Williams emerged as the patience of the civil rights movement was hardening to anger, and he has always been an angry writer. His books are apt to take anger as a viable substitute for morality. His first novel was called The Angry Ones. In 1962 he edited a collection of writings called The Angry Black, to which he himself contributed a story about a writer, Wendell, who tries to seduce a white woman in her own home. She first welcomes his advances, then tries to disengage herself as her son is heard approaching, but Wendell holds her in a clinch just long enough for the 9-year-old to see them. By any standard of decency, Wendell's rationale is tantamount to child abuse: "no matter how his mother explains it away, the kid has the image for the rest of his life."

It is a form of revenge that Max Reddick could as easily have taken. In Max's eyes, bad luck is a stranger to whites--"What have you got to be nervous about?" he teases an associate. "You're white"--whereas almost every misfortune in a black life is traceable to color. Such an apprehension is enough to drive someone mad, and at times, rereading this novel, I felt that Max had taken leave of his senses. "Dying violently was a European habit," he reflects at one point, thinking of a French friend:

All other deaths were commonplace. A European learned by his condition to expect catastrophe and invariably that was exactly what he received. In Europe, a winner was one who bested those common deaths arbitrarily assigned to others. You crawled, kissed behinds, ate merde, and grinned like you loved it. Living was everything.
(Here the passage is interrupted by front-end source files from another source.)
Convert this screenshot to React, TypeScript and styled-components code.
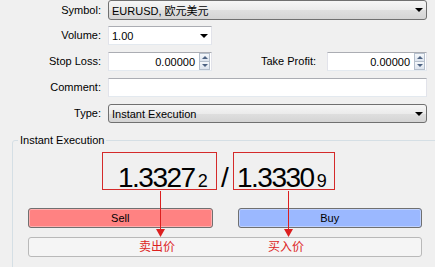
import React from 'react';
import styled, { createGlobalStyle } from 'styled-components';

const GlobalStyle = createGlobalStyle`
  html, body {
    margin: 0;
    padding: 0;
    background: #f0f0f0;
  }
  body {
    font-family: "Liberation Sans", Arial, "Noto Sans CJK SC", sans-serif;
    font-size: 11px;
    color: #000;
  }
`;

const Window = styled.div`
  position: relative;
  width: 435px;
  height: 267px;
  overflow: hidden;
  background: #f0f0f0;
`;

const Form = styled.div`
  display: flex;
  flex-direction: column;
  padding-right: 8px;
`;

const Row = styled.div`
  display: flex;
  align-items: flex-start;
  height: 26px;
`;

const Label = styled.label<{ $tall?: boolean }>`
  width: 101px;
  margin-right: 7px;
  text-align: right;
  line-height: ${p => (p.$tall ? 20 : 19)}px;
  white-space: nowrap;
`;

const SideLabel = styled(Label)`
  width: auto;
  margin-left: auto;
  margin-right: 11px;
`;

const Arrow = styled.span`
  flex: none;
  width: 0;
  height: 0;
  border-left: 4px solid transparent;
  border-right: 4px solid transparent;
  border-top: 4px solid #000;
`;

const Combo = styled.div<{ $tall?: boolean }>`
  flex: 1;
  display: flex;
  align-items: center;
  justify-content: space-between;
  box-sizing: border-box;
  height: ${p => (p.$tall ? 20 : 19)}px;
  padding: 0 3px 0 3px;
  border: 1px solid #707070;
  border-radius: 3px;
  background: linear-gradient(#f6f6f6 0%, #ebebeb 50%, #dfdfdf 50%, #d4d4d4 100%);
  font-family: "Liberation Sans", Arial, "Noto Sans CJK SC", sans-serif;
`;

const TextBox = styled.div<{ $width?: number }>`
  ${p => (p.$width ? `width: ${p.$width}px;` : 'flex: 1;')}
  display: flex;
  align-items: center;
  box-sizing: border-box;
  height: 19px;
  padding: 0 3px;
  border: 1px solid;
  border-color: #abadb3 #e2e3ea #e3e9ef #e2e3ea;
  background: #fff;
`;

const Value = styled.span<{ $right?: boolean }>`
  flex: 1;
  text-align: ${p => (p.$right ? 'right' : 'left')};
  padding-right: ${p => (p.$right ? 4 : 0)}px;
`;

const Spin = styled.div`
  display: flex;
  flex-direction: column;
  width: 11px;
  height: 17px;
  margin-right: -2px;
`;

const SpinButton = styled.div<{ $down?: boolean }>`
  flex: 1;
  display: flex;
  align-items: center;
  justify-content: center;
  border: 1px solid #b5bfcc;
  ${p => (p.$down ? 'border-top: none;' : '')}
  background: linear-gradient(#f5f8fb, #dde4ee);

  &::after {
    content: '';
    border-left: 3px solid transparent;
    border-right: 3px solid transparent;
    ${p => (p.$down ? 'border-top: 3px solid #4d6282;' : 'border-bottom: 3px solid #4d6282;')}
  }
`;

const Group = styled.fieldset`
  margin: 4px -20px 0 12px;
  padding: 5px 0 20px 15px;
  border: 1px solid #d5dfe5;
  border-radius: 3px;
  min-width: 0;
`;

const Legend = styled.legend`
  margin-left: -10px;
  padding: 0 2px;
  line-height: 13px;
`;

const Content = styled.div`
  width: 394px;
  display: flex;
  flex-direction: column;
`;

const PriceRow = styled.div`
  display: grid;
  grid-template-columns: 1fr 16px 1fr;
  align-items: start;
`;

const PriceBox = styled.div<{ $width: number; $pad: number; $side: 'start' | 'end' }>`
  justify-self: ${p => p.$side};
  box-sizing: border-box;
  width: ${p => p.$width}px;
  height: 38px;
  padding: 12px 0 0 ${p => p.$pad}px;
  border: 1px solid #d42a2a;
  font-size: 28px;
  line-height: 26px;
  letter-spacing: -1.5px;
  white-space: nowrap;
`;

const Pip = styled.span`
  font-size: 18px;
  letter-spacing: 0;
  margin-left: 3px;
`;

const Slash = styled.div`
  padding-top: 13px;
  text-align: center;
  font-size: 28px;
  line-height: 26px;
`;

const ButtonRow = styled.div`
  display: grid;
  grid-template-columns: 1fr 1fr;
  column-gap: 25px;
  margin-top: 17px;
`;

const TradeButton = styled.button<{ $color: string }>`
  box-sizing: border-box;
  height: 20px;
  padding: 0;
  border: 1px solid #707070;
  border-radius: 3px;
  background: ${p => p.$color};
  box-shadow: inset 0 0 0 1px rgba(255, 255, 255, 0.35);
  font-family: inherit;
  font-size: 11px;
  color: #000;
`;

const StatusBar = styled.div`
  box-sizing: border-box;
  height: 20px;
  margin-top: 9px;
  border: 1px solid #b9b9b9;
  border-radius: 3px;
  background: #f5f5f5;
`;

const Overlay = styled.svg`
  position: absolute;
  left: 0;
  top: 0;
  pointer-events: none;
`;

const Note = styled.span<{ $left: number }>`
  position: absolute;
  left: ${p => p.$left}px;
  top: 239px;
  font-family: "Noto Sans CJK SC", sans-serif;
  font-size: 12px;
  line-height: 14px;
  color: #dc1f1f;
`;

const App = () => {
  return (
    <>
      <GlobalStyle />
      <Window>
        <Form>
          <Row>
            <Label $tall>Symbol:</Label>
            <Combo $tall>
              <span>EURUSD, 欧元美元</span>
              <Arrow />
            </Combo>
          </Row>
          <Row>
            <Label>Volume:</Label>
            <TextBox $width={104}>
              <Value>1.00</Value>
              <Arrow />
            </TextBox>
          </Row>
          <Row>
            <Label>Stop Loss:</Label>
            <TextBox $width={104}>
              <Value $right>0.00000</Value>
              <Spin>
                <SpinButton />
                <SpinButton $down />
              </Spin>
            </TextBox>
            <SideLabel>Take Profit:</SideLabel>
            <TextBox $width={100}>
              <Value $right>0.00000</Value>
              <Spin>
                <SpinButton />
                <SpinButton $down />
              </Spin>
            </TextBox>
          </Row>
          <Row>
            <Label>Comment:</Label>
            <TextBox />
          </Row>
          <Row>
            <Label>Type:</Label>
            <Combo>
              <span>Instant Execution</span>
              <Arrow />
            </Combo>
          </Row>
        </Form>

        <Group>
          <Legend>Instant Execution</Legend>
          <Content>
            <PriceRow>
              <PriceBox $width={115} $pad={15} $side="end">
                1.3327<Pip>2</Pip>
              </PriceBox>
              <Slash>/</Slash>
              <PriceBox $width={102} $pad={3} $side="start">
                1.3330<Pip>9</Pip>
              </PriceBox>
            </PriceRow>
            <ButtonRow>
              <TradeButton $color="#ff8282">Sell</TradeButton>
              <TradeButton $color="#9bb8ff">Buy</TradeButton>
            </ButtonRow>
            <StatusBar />
          </Content>
        </Group>

        <Overlay width="435" height="267" viewBox="0 0 435 267">
          <g stroke="#dc1f1f" strokeWidth="1">
            <line x1="160.5" y1="191" x2="160.5" y2="229" />
            <line x1="288.5" y1="191" x2="288.5" y2="229" />
          </g>
          <g fill="#dc1f1f">
            <polygon points="156,229 165,229 160.5,237" />
            <polygon points="284,229 293,229 288.5,237" />
          </g>
        </Overlay>
        <Note $left={139}>卖出价</Note>
        <Note $left={268}>买入价</Note>
      </Window>
    </>
  );
};

export default App;
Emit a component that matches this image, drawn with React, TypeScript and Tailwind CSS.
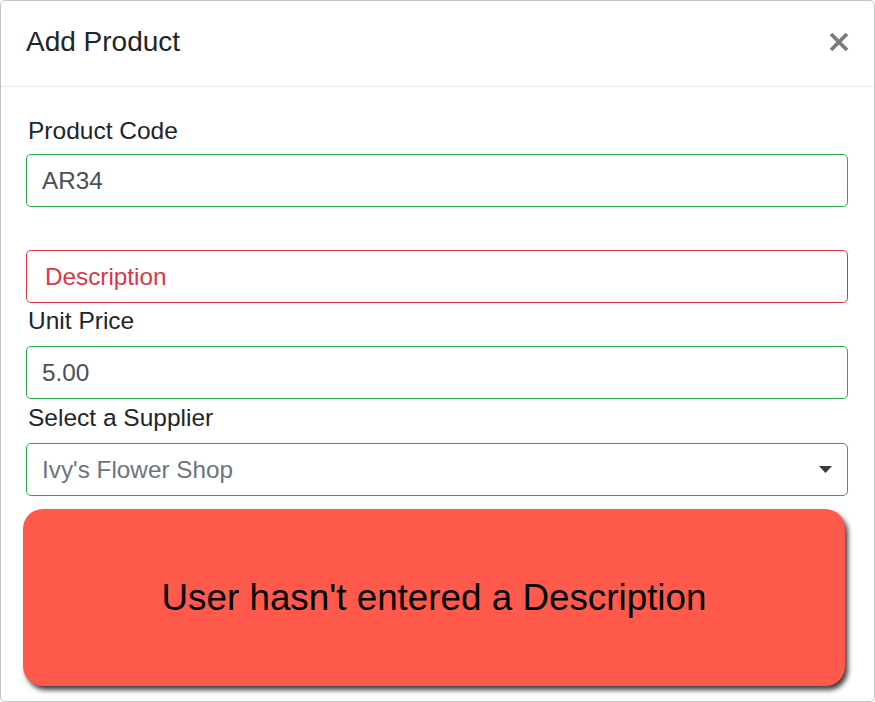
import React from "react";

export default function App() {
  const font = "font-['Liberation_Sans',Arial,sans-serif]";
  return (
    <div className={`w-[875px] h-[702px] bg-white ${font}`}>
      <div className="w-full h-full border border-[#c4c4c4] rounded-[5px] overflow-hidden flex flex-col">
        <div className="h-[86px] shrink-0 border-b border-[#e9ecef] pl-[25px] pr-[25px] pt-[20px] flex items-start justify-between">
          <h5 className="text-[28px] leading-[42px] text-[#212529]">Add Product</h5>
          <button className="mt-[11px] w-[20px] h-[20px] flex items-center justify-center" aria-label="Close">
            <svg width="20" height="20" viewBox="0 0 20 20">
              <path d="M2 2 L18 18 M18 2 L2 18" stroke="#7b7b7b" strokeWidth="3.8" strokeLinecap="butt" />
            </svg>
          </button>
        </div>
        <div className="pl-[25px] pr-[26px] pt-[26px] flex flex-col">
          <label className="text-[24.5px] leading-[36px] text-[#212529] pl-[2px] mb-[5px]">Product Code</label>
          <div className="h-[53px] border border-[#28a745] rounded-[5px] flex items-center px-[15px] pt-[2px] text-[24.3px] text-[#495057]">
            AR34
          </div>
          <div className="h-[53px] mt-[43px] border border-[#dc3545] rounded-[5px] flex items-center pl-[18px] pr-[15px] pt-[2px] text-[24.3px] text-[#dc3545]">
            Description
          </div>
          <label className="text-[24.5px] leading-[36px] text-[#212529] pl-[2px] mb-[7px]">Unit Price</label>
          <div className="h-[53px] border border-[#28a745] rounded-[5px] flex items-center px-[15px] pt-[2px] text-[24.3px] text-[#495057]">
            5.00
          </div>
          <label className="text-[24.5px] leading-[36px] text-[#212529] pl-[2px] mt-[1px] mb-[7px]">Select a Supplier</label>
          <div className="h-[53px] border border-[#28a745] rounded-[5px] flex items-center justify-between pl-[15px] pr-[15px] text-[24.3px] text-[#6c757d]">
            <span className="pt-[1px]">Ivy's Flower Shop</span>
            <svg width="13" height="7" viewBox="0 0 13 7">
              <path d="M0 0 L13 0 L6.5 7 Z" fill="#343a40" />
            </svg>
          </div>
          <div className="-ml-[3px] mr-[3px] mt-[13px] h-[177px] rounded-[20px] bg-[#ff5a4b] shadow-[3px_4px_5px_rgba(0,0,0,0.75)] flex items-center justify-center">
            <span className="text-[36.8px] text-black">User hasn't entered a Description</span>
          </div>
        </div>
      </div>
    </div>
  );
}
The final act of death was of no consequence; it was the living while everyone around died that counted.

Max's sexual politics are likely to seem equally unappetizing to a present-day readership (and probably did to many in 1967). Women are there for the taking. Max is the kind of fellow who passes the time in his office making lists of those he has slept with. He and Harry keep up a running joke about the unique delights of "redheads." The novel is shot through with reflections such as this, on Max's Dutch girlfriend, Margrit: "Time sped by. Now, she was almost thirty. In Europe that made you an old maid or a lesbian. Or a whore. Managing an art gallery hadn't helped. She had gone through a couple of painters, or more correctly, they had gone through her."